Autologging
Automatic Logging
MLflow automatic logging allows you to log metrics, parameters, and models without the need for explicit log statements. SynapseML supports autologging for every model in the library.
To enable autologging for SynapseML:
- Download this customized log_model_allowlist file and put it at a place that your code has access to. For example:
- In Synapse
wasb://<containername>@<accountname>.blob.core.windows.net/PATH_TO_YOUR/log_model_allowlist.txt
- In Databricks
/dbfs/FileStore/PATH_TO_YOUR/log_model_allowlist.txt
.
- Set spark configuration
spark.mlflow.pysparkml.autolog.logModelAllowlistFile
to the path of yourlog_model_allowlist.txt
file. - Call
mlflow.pyspark.ml.autolog()
before your training code to enable autologging for all supported models.
Note:
- If you want to support autologging of PySpark models not present in the log_model_allowlist file, you can add such models to the file.
- If you've enabled autologging, then don't write explicit
with mlflow.start_run()
as it might cause multiple runs for one single model or one run for multiple models.
Configuration process in Databricks as an example
- Install latest MLflow via
%pip install mlflow
- Upload your customized
log_model_allowlist.txt
file to dbfs by clicking File/Upload Data button on Databricks UI. - Set Cluster Spark configuration following this documentation
spark.mlflow.pysparkml.autolog.logModelAllowlistFile /dbfs/FileStore/PATH_TO_YOUR/log_model_allowlist.txt
- Run the following line before your training code executes.
mlflow.pyspark.ml.autolog()
You can customize how autologging works by supplying appropriate parameters.

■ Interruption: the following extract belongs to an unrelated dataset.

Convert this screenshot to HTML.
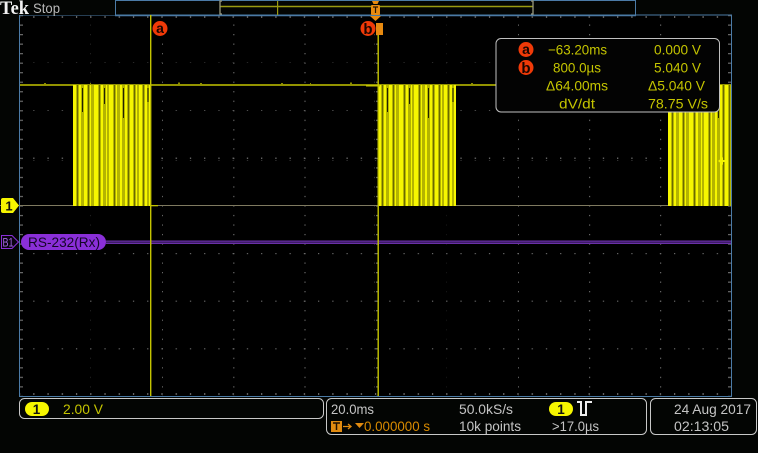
<!DOCTYPE html>
<html><head><meta charset="utf-8"><style>
html,body{margin:0;padding:0;background:#030503;width:758px;height:453px;overflow:hidden}
svg{display:block}
text{font-family:"Liberation Sans",sans-serif;font-size:14px}
.y{fill:#c4c400}.w{fill:#c4c4c4}.o{fill:#d88a00}
</style></head><body>
<svg width="758" height="453" viewBox="0 0 758 453" xmlns="http://www.w3.org/2000/svg">
<defs>
<pattern id="hd" width="14.24" height="4" patternUnits="userSpaceOnUse" x="19" y="0"><rect x="0" y="0" width="1.2" height="3" fill="#6a6a6a"/></pattern>
<pattern id="vd" width="4" height="9.52" patternUnits="userSpaceOnUse" x="0" y="15"><rect x="0" y="0" width="3" height="1.2" fill="#6a6a6a"/></pattern>
<g id="burst">
<rect x="0" y="0" width="78" height="121" fill="#b4b400"/>
<g fill="#f6f600">
<rect x="0" width="3" height="121"/><rect x="6" width="2" height="121"/><rect x="11" width="3" height="121"/><rect x="17" width="1" height="121"/><rect x="21" width="4" height="121"/><rect x="28" width="2" height="121"/><rect x="33" width="1" height="121"/><rect x="36" width="4" height="121"/><rect x="43" width="1" height="121"/><rect x="47" width="2" height="121"/><rect x="52" width="2" height="121"/><rect x="57" width="3" height="121"/><rect x="63" width="1" height="121"/><rect x="66" width="3" height="121"/><rect x="72" width="2" height="121"/><rect x="76" width="2" height="121"/>
</g>
<g fill="#6a6a00">
<rect x="4" width="1" height="121"/><rect x="15" width="1" height="121"/><rect x="26" width="1" height="121"/><rect x="41" width="1" height="121"/><rect x="55" width="1" height="121"/><rect x="61" width="1" height="121"/><rect x="70" width="1" height="121"/>
</g>
<g fill="#222200">
<rect x="9" y="3" width="1" height="24"/><rect x="31" y="3" width="1" height="16"/><rect x="50" y="3" width="1" height="30"/><rect x="74.500" y="3" width="1" height="14"/>
</g>
</g>
</defs>

<!-- graticule -->
<rect x="20" y="15" width="711" height="381" fill="#000"/>
<g>
<rect x="20" y="15" width="711" height="3" fill="url(#hd)"/>
<rect x="20" y="393" width="711" height="3" fill="url(#hd)"/>
<rect x="20" y="62.600" width="711" height="1.200" fill="url(#hd)"/>
<rect x="20" y="110.200" width="711" height="1.200" fill="url(#hd)"/>
<rect x="20" y="157.500" width="711" height="3" fill="url(#hd)"/>
<rect x="20" y="253" width="711" height="1.200" fill="url(#hd)"/>
<rect x="20" y="300.600" width="711" height="1.200" fill="url(#hd)"/>
<rect x="20" y="348.200" width="711" height="1.200" fill="url(#hd)"/>
<rect x="20" y="15" width="3" height="381" fill="url(#vd)"/>
<rect x="90.700" y="15" width="1.200" height="381" fill="url(#vd)"/>
<rect x="162" y="15" width="1.200" height="381" fill="url(#vd)"/>
<rect x="233.200" y="15" width="1.200" height="381" fill="url(#vd)"/>
<rect x="304.400" y="15" width="1.200" height="381" fill="url(#vd)"/>
<rect x="374.500" y="15" width="3" height="381" fill="url(#vd)"/>
<rect x="446.800" y="15" width="1.200" height="381" fill="url(#vd)"/>
<rect x="518" y="15" width="1.200" height="381" fill="url(#vd)"/>
<rect x="589" y="15" width="1.200" height="381" fill="url(#vd)"/>
<rect x="660" y="15" width="1.200" height="381" fill="url(#vd)"/>
<rect x="728" y="15" width="3" height="381" fill="url(#vd)"/>
</g>
<path d="M19.500 15V396.500H731.500V15H19.500" fill="none" stroke="#4b7ba6" stroke-width="1"/>

<!-- record view -->
<path d="M115.500 15V.5H635.500V15" fill="none" stroke="#4b7ba6"/>
<line x1="115" y1="15.500" x2="636" y2="15.500" stroke="#4b7ba6" stroke-width="1.500"/>
<line x1="220" y1="6.500" x2="533" y2="6.500" stroke="#9a9a10" stroke-width="1.500"/>
<rect x="277" y="1" width="1.200" height="14" fill="#9a9a10"/>
<path d="M222 1H220V14H222M531 1H533V14H531" fill="none" stroke="#9a9a80" stroke-width="1.300"/>

<!-- waveform -->
<line x1="20" y1="85" x2="731" y2="85" stroke="#c4c400" stroke-width="1.400"/>
<g fill="#8a8a00"><rect x="44" y="83" width="2" height="1"/><rect x="90" y="83" width="1" height="1"/><rect x="178" y="82.500" width="2" height="1.500"/><rect x="200" y="83" width="2" height="1"/><rect x="281" y="83" width="2" height="1"/><rect x="310" y="83" width="1" height="1"/><rect x="350" y="82.500" width="2" height="1.500"/><rect x="471" y="83" width="2" height="1"/></g>
<line x1="0" y1="205.500" x2="731" y2="205.500" stroke="#7f7a60" stroke-width="1"/>
<use href="#burst" x="73" y="85"/>
<use href="#burst" x="378" y="85"/>
<svg x="668" y="85" width="63" height="121" viewBox="0 0 63 121"><use href="#burst"/></svg>
<rect x="151" y="205" width="7" height="1.300" fill="#c4c400"/>
<rect x="366" y="85" width="14" height="1.500" fill="#c4c400"/>
<path d="M718 161L723 157V165Z" fill="#f4f400"/><rect x="723" y="160" width="2" height="2" fill="#f4f400"/>

<!-- cursors -->
<rect x="150" y="15" width="1.400" height="381" fill="#c4c400"/>
<rect x="377.500" y="28" width="1.400" height="368" fill="#c4c400"/>
<circle cx="160" cy="28.500" r="7.500" fill="#f03a08"/>
<text x="160" y="33" text-anchor="middle" style="font-size:14px" font-weight="bold" fill="#1a0500">a</text>
<circle cx="368" cy="28.500" r="7.500" fill="#f03a08"/>
<text x="368" y="34" text-anchor="middle" style="font-size:15px" font-weight="bold" fill="#1a0500">b</text>
<rect x="376" y="23" width="7" height="12" fill="#e88a10"/>
<!-- trigger marker -->
<path d="M372 1H379L377.500 4H373.500Z" fill="#e88a10"/>
<rect x="371" y="5" width="9" height="10" rx="1" fill="#e88a10"/>
<path d="M373 7H378M375.500 7V13" stroke="#2a1500" stroke-width="1.200" fill="none"/>
<path d="M370 16H381L375.500 21Z" fill="#e88a10"/>

<!-- readout -->
<rect x="496" y="38.500" width="223.500" height="73.500" rx="5" fill="#030303" stroke="#c0c0c0" stroke-width="1"/>
<circle cx="526" cy="49.500" r="7.500" fill="#f03a08"/>
<text x="526" y="54" text-anchor="middle" style="font-size:14px" font-weight="bold" fill="#1a0500">a</text>
<circle cx="526" cy="67.500" r="7.500" fill="#f03a08"/>
<text x="526" y="73" text-anchor="middle" style="font-size:15px" font-weight="bold" fill="#1a0500">b</text>
<text class="y" x="548" y="54.500" textLength="59" lengthAdjust="spacingAndGlyphs">−63.20ms</text>
<text class="y" x="553" y="72.500" textLength="48" lengthAdjust="spacingAndGlyphs">800.0µs</text>
<text class="y" x="546" y="90.500" textLength="62" lengthAdjust="spacingAndGlyphs">Δ64.00ms</text>
<text class="y" x="559" y="108.500" textLength="36" lengthAdjust="spacingAndGlyphs">dV/dt</text>
<text class="y" x="654" y="54.500" textLength="47" lengthAdjust="spacingAndGlyphs">0.000 V</text>
<text class="y" x="654" y="72.500" textLength="47" lengthAdjust="spacingAndGlyphs">5.040 V</text>
<text class="y" x="648" y="90.500" textLength="57" lengthAdjust="spacingAndGlyphs">Δ5.040 V</text>
<text class="y" x="648" y="108.500" textLength="60" lengthAdjust="spacingAndGlyphs">78.75 V/s</text>

<!-- Tek Stop -->
<rect x="0" y="0" width="115" height="15" fill="#030503"/>
<text x="0" y="14" textLength="29" lengthAdjust="spacingAndGlyphs" style="font-family:'Liberation Serif',serif;font-size:19px" font-weight="bold" fill="#f2f2f2">Tek</text>
<text x="33" y="13" textLength="27" lengthAdjust="spacingAndGlyphs" style="font-size:14px" fill="#b8b8b8">Stop</text>

<!-- channel markers -->
<path d="M1 200Q1 198 3 198H13L19 205.500L13 213H3Q1 213 1 211Z" fill="#f6f600"/>
<text x="9" y="210.500" text-anchor="middle" style="font-size:13px" font-weight="bold" fill="#111">1</text>
<path d="M1.500 235.500H12L18.500 242L12 248.500H1.500Z" fill="#0a0310" stroke="#8a2fd8" stroke-width="1"/>
<text x="2.500" y="246.500" textLength="11" lengthAdjust="spacingAndGlyphs" style="font-size:12px" fill="#a56ae6">B1</text>
<rect x="106" y="240.500" width="625" height="3.500" fill="#6a30a8"/>
<rect x="106" y="241.600" width="625" height="1.300" fill="#3a1a60"/>
<rect x="150" y="240" width="1.400" height="5" fill="#c4c400"/>
<rect x="377.500" y="240" width="1.400" height="5" fill="#c4c400"/>
<rect x="21" y="234" width="85" height="16" rx="8" fill="#8a2fd8"/>
<text x="28" y="247" textLength="72" lengthAdjust="spacingAndGlyphs" style="font-size:14px" fill="#150628">RS-232(Rx)</text>

<!-- bottom boxes -->
<rect x="19.500" y="398.500" width="304" height="20" rx="5" fill="#030503" stroke="#c8c8c8"/>
<rect x="25" y="402" width="24" height="14" rx="7" fill="#f6f600"/>
<text x="36.500" y="414" text-anchor="middle" style="font-size:13.500px" font-weight="bold" fill="#111">1</text>
<text class="y" x="63" y="414" textLength="40" lengthAdjust="spacingAndGlyphs">2.00 V</text>

<rect x="326.500" y="398.500" width="320" height="36" rx="5" fill="#030503" stroke="#c8c8c8"/>
<text class="w" x="331" y="414" textLength="43" lengthAdjust="spacingAndGlyphs">20.0ms</text>
<text class="w" x="459" y="414" textLength="54" lengthAdjust="spacingAndGlyphs">50.0kS/s</text>
<text class="w" x="459" y="431" textLength="62" lengthAdjust="spacingAndGlyphs">10k points</text>
<rect x="549" y="402" width="24" height="14" rx="7" fill="#f6f600"/>
<text x="561" y="414" text-anchor="middle" style="font-size:13.500px" font-weight="bold" fill="#111">1</text>
<path d="M577 402H581V415H586V402H592" fill="none" stroke="#eee" stroke-width="2"/>
<text class="w" x="552" y="431" textLength="47" lengthAdjust="spacingAndGlyphs">&gt;17.0µs</text>
<rect x="331" y="421" width="11" height="11" fill="#e08a10"/>
<path d="M333 423H340M336.500 423V430" stroke="#201000" stroke-width="1.500" fill="none"/>
<path d="M343 426.500H351M348 424L351 426.500L348 429" stroke="#e08a10" stroke-width="1.300" fill="none"/>
<path d="M355 423H364L359.500 428Z" fill="#e08a10"/>
<text class="o" x="364" y="431" textLength="66" lengthAdjust="spacingAndGlyphs">0.000000 s</text>

<rect x="650.500" y="398.500" width="106" height="36" rx="5" fill="#030503" stroke="#c8c8c8"/>
<text class="w" x="674" y="414" textLength="77" lengthAdjust="spacingAndGlyphs">24 Aug 2017</text>
<text class="w" x="674" y="431" textLength="55" lengthAdjust="spacingAndGlyphs">02:13:05</text>
</svg>
</body></html>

- To find your experiment's results via the
Experiments
tab of the MLFlow UI.
Example for ConditionalKNNModel
from pyspark.ml.linalg import Vectors
from synapse.ml.nn import *
df = spark.createDataFrame([
(Vectors.dense(2.0,2.0,2.0), "foo", 1),
(Vectors.dense(2.0,2.0,4.0), "foo", 3),
(Vectors.dense(2.0,2.0,6.0), "foo", 4),
(Vectors.dense(2.0,2.0,8.0), "foo", 3),
(Vectors.dense(2.0,2.0,10.0), "foo", 1),
(Vectors.dense(2.0,2.0,12.0), "foo", 2),
(Vectors.dense(2.0,2.0,14.0), "foo", 0),
(Vectors.dense(2.0,2.0,16.0), "foo", 1),
(Vectors.dense(2.0,2.0,18.0), "foo", 3),
(Vectors.dense(2.0,2.0,20.0), "foo", 0),
(Vectors.dense(2.0,4.0,2.0), "foo", 2),
(Vectors.dense(2.0,4.0,4.0), "foo", 4),
(Vectors.dense(2.0,4.0,6.0), "foo", 2),
(Vectors.dense(2.0,4.0,8.0), "foo", 2),
(Vectors.dense(2.0,4.0,10.0), "foo", 4),
(Vectors.dense(2.0,4.0,12.0), "foo", 3),
(Vectors.dense(2.0,4.0,14.0), "foo", 2),
(Vectors.dense(2.0,4.0,16.0), "foo", 1),
(Vectors.dense(2.0,4.0,18.0), "foo", 4),
(Vectors.dense(2.0,4.0,20.0), "foo", 4)
], ["features","values","labels"])
cnn = (ConditionalKNN().setOutputCol("prediction"))
cnnm = cnn.fit(df)
test_df = spark.createDataFrame([
(Vectors.dense(2.0,2.0,2.0), "foo", 1, [0, 1]),
(Vectors.dense(2.0,2.0,4.0), "foo", 4, [0, 1]),
(Vectors.dense(2.0,2.0,6.0), "foo", 2, [0, 1]),
(Vectors.dense(2.0,2.0,8.0), "foo", 4, [0, 1]),
(Vectors.dense(2.0,2.0,10.0), "foo", 4, [0, 1])
], ["features","values","labels","conditioner"])
display(cnnm.transform(test_df))
This code should log one run with a ConditionalKNNModel artifact and its parameters.